Les choses sont complexes. Et dans le cas qui nous occupe, récapitulons les faits : comme le rapportent les éléments glanés dans la presse spécialisée, NSO n’est pas une entreprise nouvellement crée. Elle a été fondée en 2009 par trois Israéliens, Niv Carmi, Shalev Hulio et Omri Lavie. Contrairement à ce que l’on croit, ils ne viennent pas de l’Unité 8200 (spécialisée au sein de l’armée israélienne en cyberdéfense). Ils se sont réunis pour développer un logiciel d’identification d’objets dans des images ou des vidéos qui renvoyaient ensuite les utilisateurs vers un site de vente en ligne. Puis ils ont mis au point un outil de service après-vente pour se connecter à distance au téléphone de leurs clients. La légende veut qu’un service de renseignement européen les ait approchés pour leur conseiller de développer leur logiciel vedette… Hulio et Lavie ont fondé NSO, et ils ont su s’entourer de brillants ingénieurs venus de l’unité spécialisée 8200. En Israël, pays où l’armée sert de creuset national, les relations public-privé sont très développées. NSO peut-elle vendre ses capacités d’espionnage à n’importe quel client ? Toute vente de technologie de défense sensible, que ce soit cyber ou autre, est soumise à autorisation régalienne drastique à l’export. Ceci n’est pas spécifique à Israël. C’est aussi le cas en Europe où la législation à cet égard est très stricte. Le fait que le ministère de la Défense donne son aval à la vente de solutions cyber-offensives démontre, au-delà du contrôle qui en est fait, qu’il s’agit aussi d’un outil de soft power. Pegasus a notamment été vendu aux Émirats arabes unis bien avant la signature des accords de normalisation dits « accords Abraham ». Cette vente de licence est à l’origine d’une des premières affaires connues où le nom de NSO a été mentionné : en 2016, un opposant émirati s’était en effet rendu compte que son téléphone avait été infecté.

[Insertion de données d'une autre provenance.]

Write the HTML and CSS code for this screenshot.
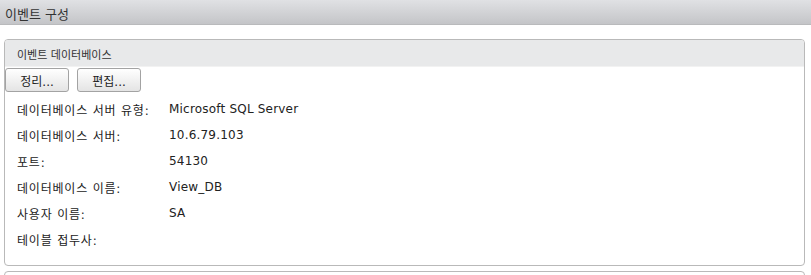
FILE: index.html
```html
<!DOCTYPE html>
<html lang="ko">
<head>
  <meta charset="UTF-8">
  <title>이벤트 구성</title>
  <link rel="stylesheet" href="styles.css">
</head>
<body>
  <div class="header">이벤트 구성</div>
  <div class="panel">
    <div class="panel-title">이벤트 데이터베이스</div>
    <div class="toolbar">
      <button class="btn">정리...</button>
      <button class="btn">편집...</button>
    </div>
    <div class="rows">
      <div class="row"><span class="label">데이터베이스 서버 유형:</span><span class="value">Microsoft SQL Server</span></div>
      <div class="row"><span class="label">데이터베이스 서버:</span><span class="value">10.6.79.103</span></div>
      <div class="row"><span class="label">포트:</span><span class="value">54130</span></div>
      <div class="row"><span class="label">데이터베이스 이름:</span><span class="value">View_DB</span></div>
      <div class="row"><span class="label">사용자 이름:</span><span class="value">SA</span></div>
      <div class="row"><span class="label">테이블 접두사:</span><span class="value"></span></div>
    </div>
  </div>
  <div class="panel next"></div>
</body>
</html>
```
FILE: styles.css
```css
body {
  margin: 0;
  background-color: #ffffff;
  font-family: "DejaVu Sans", "Noto Sans CJK KR", sans-serif;
  color: #222;
}
.header {
  height: 25px;
  box-sizing: border-box;
  padding: 4px 5px 0;
  font-size: 13px;
  color: #333;
  background: linear-gradient(to bottom, #e0e1e4, #c4c5c8);
  border-bottom: 1px solid #b9babc;
}
.panel {
  margin: 14px 6px 0 4px;
  border: 1px solid #b9b9b9;
  border-radius: 4px;
  padding-bottom: 13px;
}
.panel.next {
  margin-top: 5px;
  height: 20px;
  padding: 0;
}
.panel-title {
  height: 27px;
  box-sizing: border-box;
  padding: 6px 12px 0;
  font-size: 11px;
  color: #333;
  background-color: #e8e9ea;
  border-bottom: 1px solid #f2f2f2;
  border-radius: 3px 3px 0 0;
}
.toolbar {
  display: flex;
  gap: 8px;
  margin-top: 1px;
}
.btn {
  width: 64px;
  height: 24px;
  border: 1px solid #a3a3a3;
  border-radius: 3px;
  background: linear-gradient(to bottom, #ffffff, #e4e4e4);
  font-family: "DejaVu Sans", "Noto Sans CJK KR", sans-serif;
  font-size: 12px;
  color: #222;
  padding: 0;
}
.rows {
  margin-top: 4px;
}
.row {
  display: flex;
  height: 26px;
  align-items: center;
  padding-left: 12px;
  font-size: 12px;
}
.label {
  width: 152px;
  letter-spacing: 0.8px;
}
.value {
  letter-spacing: 0.2px;
}
```
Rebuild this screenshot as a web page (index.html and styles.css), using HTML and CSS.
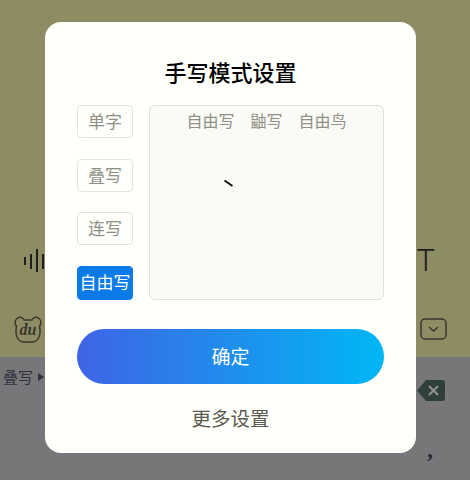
FILE: index.html
```html
<!DOCTYPE html>
<html lang="zh">
<head>
<meta charset="utf-8">
<title>手写模式设置</title>
<link rel="stylesheet" href="styles.css">
</head>
<body>
<div class="keyboard">
  <div class="kb-top">
    <div class="tool-row">
      <svg class="wave" width="21" height="24" viewBox="0 0 21 24"><path d="M1 8v8M7 5v15M13 0v23M19 5v15" stroke="#1d1d22" stroke-width="2" fill="none"/></svg>
      <span class="tool-t">T</span>
    </div>
    <div class="icon-row">
      <svg class="bear" width="30" height="27" viewBox="0 0 30 27"><path d="M4 2.500C6.500 .5 10 1 11 4h8c1-3 4.500-3.500 7-1.500 2.500 2 2.500 5.500 .5 7.500 1 5 .5 9-1 12-1.500 3-4 4-6.500 4h-8c-2.500 0-5-1-6.500-4-1.500-3-2-7-1-12C1.500 8 1.500 4.500 4 2.500z" fill="none" stroke="#38382f" stroke-width="1.500"/><text x="15" y="19" text-anchor="middle" class="du">du</text></svg>
      <svg class="chevron-box" width="27" height="22" viewBox="0 0 27 22"><rect x="1" y="1" width="25" height="20" rx="4" fill="none" stroke="#38382f" stroke-width="1.500"/><path d="M9 9l4.500 4L18 9" fill="none" stroke="#38382f" stroke-width="1.500"/></svg>
    </div>
  </div>
  <div class="kb-bottom">
    <div class="mode-row">
      <span class="mode">叠写<i class="mode-arrow"></i></span>
      <svg class="del" width="28" height="21" viewBox="0 0 28 21"><path d="M9 0h16a3 3 0 0 1 3 3v15a3 3 0 0 1-3 3H9L0 10.500z" fill="#2e3f3c"/><path d="M12 6l9 9M21 6l-9 9" stroke="#8f8f8f" stroke-width="2.200"/></svg>
    </div>
    <div class="comma-row"><span class="comma">,</span></div>
  </div>
</div>
<div class="dialog">
  <h1 class="title">手写模式设置</h1>
  <div class="body">
    <div class="modes">
      <button class="mode-btn">单字</button>
      <button class="mode-btn">叠写</button>
      <button class="mode-btn">连写</button>
      <button class="mode-btn active">自由写</button>
    </div>
    <div class="panel">
      <div class="tabs"><span>自由写</span><span>鼬写</span><span>自由鸟</span></div>
      <svg class="stroke" width="10" height="7" viewBox="0 0 10 7"><path d="M0.500 0.500L8.500 6" stroke="#111" stroke-width="2" fill="none"/></svg>
    </div>
  </div>
  <button class="confirm">确定</button>
  <div class="more">更多设置</div>
</div>
</body>
</html>
```
FILE: styles.css
```css
* { box-sizing: border-box; }
html, body { margin: 0; padding: 0; }
body {
  width: 470px;
  height: 480px;
  overflow: hidden;
  position: relative;
  font-family: "Noto Sans CJK SC", "Liberation Sans", sans-serif;
}
.keyboard { width: 470px; height: 480px; display: flex; flex-direction: column; }
.kb-top {
  height: 357px;
  background: #8e8c62;
  padding: 249px 35px 0 24px;
  display: flex;
  flex-direction: column;
}
.kb-bottom {
  flex: 1;
  background: #77777a;
  padding: 9px 25px 0 3px;
  display: flex;
  flex-direction: column;
}
.tool-row { display: flex; justify-content: space-between; align-items: flex-start; height: 34px; }
.wave { display: block; }
.tool-t { font: 300 31px/23px Roboto, "Liberation Sans", sans-serif; color: #1d1d22; }
.icon-row { display: flex; justify-content: space-between; align-items: flex-start; margin: 33px -12px 0 -11px; }
.chevron-box { margin-top: 2px; }
.mode-row { display: flex; justify-content: space-between; align-items: flex-start; }
.mode { font-size: 15px; line-height: 22px; color: #2f3240; display: flex; align-items: center; }
.mode-arrow { width: 0; height: 0; border-left: 6px solid #2f3240; border-top: 4px solid transparent; border-bottom: 4px solid transparent; margin-left: 5px; }
.del { margin-top: 14px; }
.comma-row { display: flex; justify-content: flex-end; padding-right: 12px; }
.comma { font: 700 24px/22px "Liberation Serif", serif; color: #2a2a30; margin-top: 37px; }
.dialog {
  position: absolute;
  left: 45px;
  top: 22px;
  width: 371px;
  height: 431px;
  border-radius: 16px;
  background: #fffffb;
  padding: 32px 32px 0;
  display: flex;
  flex-direction: column;
}
.title { margin: 0; text-align: center; font-size: 22px; line-height: 34px; font-weight: 500; color: #000; }
.body { display: flex; gap: 16px; margin-top: 17px; height: 195px; }
.modes { width: 56px; display: flex; flex-direction: column; justify-content: space-between; }
.mode-btn {
  height: 33px;
  padding: 0 0 2px;
  border: 1px solid #e4e4da;
  border-radius: 4px;
  background: transparent;
  font: 400 17px/1 "Noto Sans CJK SC", sans-serif;
  color: #8e9086;
  white-space: nowrap;
}
.mode-btn.active { background: #0a7be8; border-color: #0a7be8; color: #fff; height: 34px; }
.panel {
  flex: 1;
  border: 1px solid #e2e2da;
  border-radius: 6px;
  background: #fbfbf6;
  position: relative;
}
.tabs { display: flex; justify-content: center; gap: 16px; font-size: 16px; line-height: 29px; color: #8e9086; }
.stroke { position: absolute; left: 74px; top: 74px; }
.confirm {
  margin-top: 29px;
  height: 55px;
  padding: 0 0 2px;
  border: 0;
  border-radius: 28px;
  background: linear-gradient(90deg, #3f64e6, #00b7f4);
  color: #fff;
  font: 400 19px/1 "Noto Sans CJK SC", sans-serif;
}
.more { margin-top: 19px; text-align: center; font-size: 19.500px; line-height: 30px; color: #5a5a50; }
.du { font: italic 700 16px "Liberation Serif", serif; fill: #38382f; }
```
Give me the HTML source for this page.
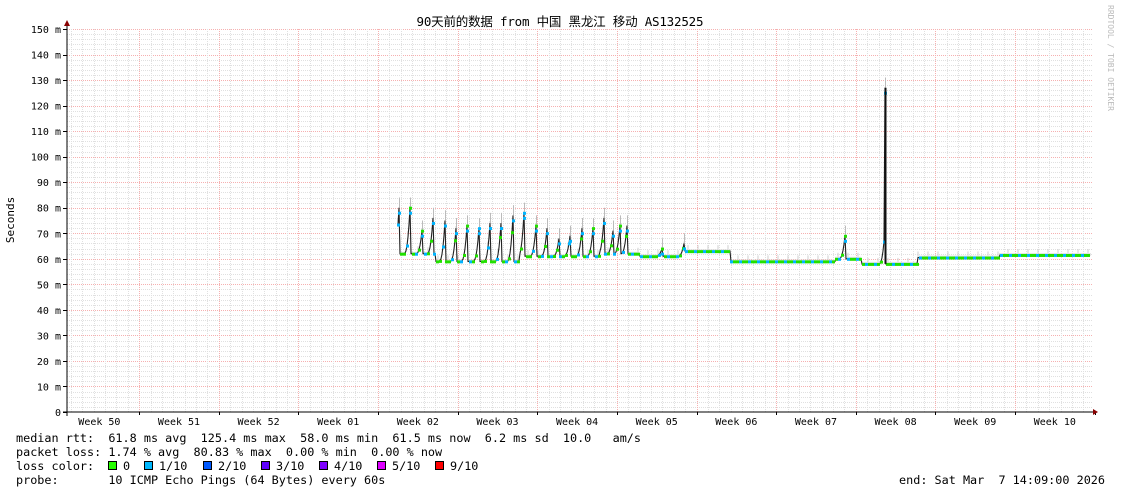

Existe-t-il un consensus international sur la définition des « cyberarmes » ? La question de la régulation des « cyberarmes » est naturellement posée, « mais les discussions se pressent très lentement » selon certaines sources autorisées. De facto, il n’y a pas de consensus établi à ce sujet à ce jour entre États. Les États-Unis parlent de « cybercapacités » en excluant les logiciels qui ont exclusivement accès à un système informatique, à des fins d’exploitation de données. La France inclut quant à elle dans les « armes numériques » les logiciels dits « intrusifs ». Le marché de ces logiciels « intrusifs » est investi par de très nombreux acteurs : l’Allemagne ou le Canada, entre autres, ont par exemple développé des logiciels d’espionnage ou de gestion de réseau comme « Finfisher » ou « Blue Coat »… Des logiciels informatiques qui sont aussi des biens technologiques à « double usage », pouvant donc aisément être utilisés à des fins militaires, mais également potentiellement « retournables » contre des populations civiles dans le cadre de régimes autoritaires qui souhaiteraient naturellement se maintenir au pouvoir par exemple. Par ailleurs, l’exportation de capacités cyber-offensives comporte aussi le risque notable de « reverse engineering » par la concurrence ou l’adversité. Ainsi, de nombreux chercheurs ont remarqué que le malware (logiciel espion) « Shamoon » avait de nombreuses similitudes avec « Stuxnet », le ver informatique désormais bien connu, qui avait en outre infecté le programme nucléaire iranien au début des années 2010.